In summary, we define
$$\begin{aligned} \tilde{K}(x,r_{0}):={\left\{ \begin{array}{ll} -\frac{\kappa }{4\pi }, &{} m=2,\\ -\left( \frac{1}{4\pi r_{0}}-\frac{5}{256\pi }(4H(x)-G(x))+\left( \frac{25}{768} G(x)+\frac{k^{2}}{24\pi }\right) \,r_{0}\right) H(x), &{} m=3, \end{array}\right. } \end{aligned}$$
and the regularization of \(K_{\varGamma }\)
$$\begin{aligned} K^{\text {reg}}(x,y,r_{0}):=1_{\{|x-y|\ge r_{0}\}}(x,y)K(x,y)+1_{\{|x-y|<r_{0}\}}(x,y)\tilde{K}(x,r_{0}). \end{aligned}$$

2.2.2 The Implicit Boundary Integral Method (IBIM)

We formulate an IBIM for Helmholtz–Neumann problem (1.1) based on (1.5):
Discretization on uniform Cartesian grids and accuracy.
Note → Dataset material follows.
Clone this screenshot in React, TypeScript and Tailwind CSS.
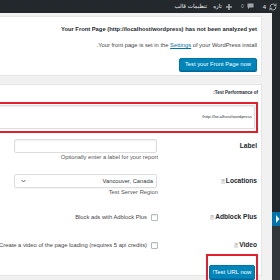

On the uniform Cartesian grid \(h\mathbb {Z}^{d}\), (2.10) can be discretized into: \(x_{j},x_{k}\in h\mathbb {Z}^{d},\) \(|d_{\varOmega }(x_{j})|<\epsilon \):
$$\begin{aligned} \sum _{|d_{\varOmega }(x_{k})|<\epsilon }\bar{\alpha }(x_{k})\, K^{\text {reg}}(P_{\varGamma }(x_{j}),P_{\varGamma }(x_{k}),r_{0}){{J(x_{k})}} w_{\epsilon }(d_{\varGamma }(x_{k}))h^{m}-\frac{1}{2}\bar{\alpha }(x_{j}) =\bar{g}(x_{j}). \end{aligned}$$
And (2.11) is reduced to
$$\begin{aligned} u(x)=\sum _{|d_{\varOmega }(x_{k})|<\epsilon }\bar{\alpha }(x_{k})\, \varPhi (x,P_{\varGamma }(x_{k})){{J(x_{k})}}w_{\epsilon }(d_{\varGamma }(x_{k}))h^{m},\quad x\in \bar{\varOmega }^{c}. \end{aligned}$$
In practice, we found that the averaging kernel
$$\begin{aligned} w_{\epsilon }^{\text {cos}}(r)=\frac{1}{2\epsilon }\left( 1+\cos \left( {{{\frac{\pi r}{\epsilon }}}}\right) \right) \mathbf {1}_{(-1,1)}\left( {\frac{{r}}{{\epsilon }}}\right) \end{aligned}$$
performs quite well with \(r_{0}\) a very small constant independent of h for \(m=2,\) and \(r_{0}=C_{0}h\), \(C_{0}\ge 1\) for \(m=3.\)
The approximation error of the discrete system (2.12)–(2.13) can be grouped into an analytical error, \(E_{\text {ker}}\), and the numerical quadrature error, \(E_{\text {quad}}\):
$$\begin{aligned} \text {error}=\,E_{\text {quad}}(h,\epsilon ;w)+E_{\text {ker}}(\epsilon ,r_{0}). \end{aligned}$$
\(E_{\text {ker}}(\epsilon ,r_{0})\) bounds the errors made in analytical formulation of an IBIM. Assuming that (2.10) and (2.12) are invertible, \(E_{\text {ker}}(\epsilon ,r_{0})\sim \mathcal {O}(r_{0}^{2})\). \(E_{\text {quad }}(h,\epsilon ;w)\) is the numerical error of the quadrature rule used in (2.13) to approximate (2.11). On uniform Cartesian grid, since \(w\in \mathbb {K}_{q,\theta }^{(p)}\) is compactly supported, for sufficiently small \(\epsilon \), (2.13) is equivalent to applying Trapezoidal rule dimension by dimension. Hence, the accuracy of the discrete sum (2.13) depends on the smoothness of \(\bar{\alpha }(y)\phi (x,P_{\varGamma }(y))J_{\varGamma }(y)w_{\epsilon }(d_{\varOmega }(y));\) if it is \(C^{q},\) then \(E_{\text {quad}}(h,\epsilon ;w)\sim \mathcal {O}(\frac{h^{q}}{\epsilon ^{q}})\).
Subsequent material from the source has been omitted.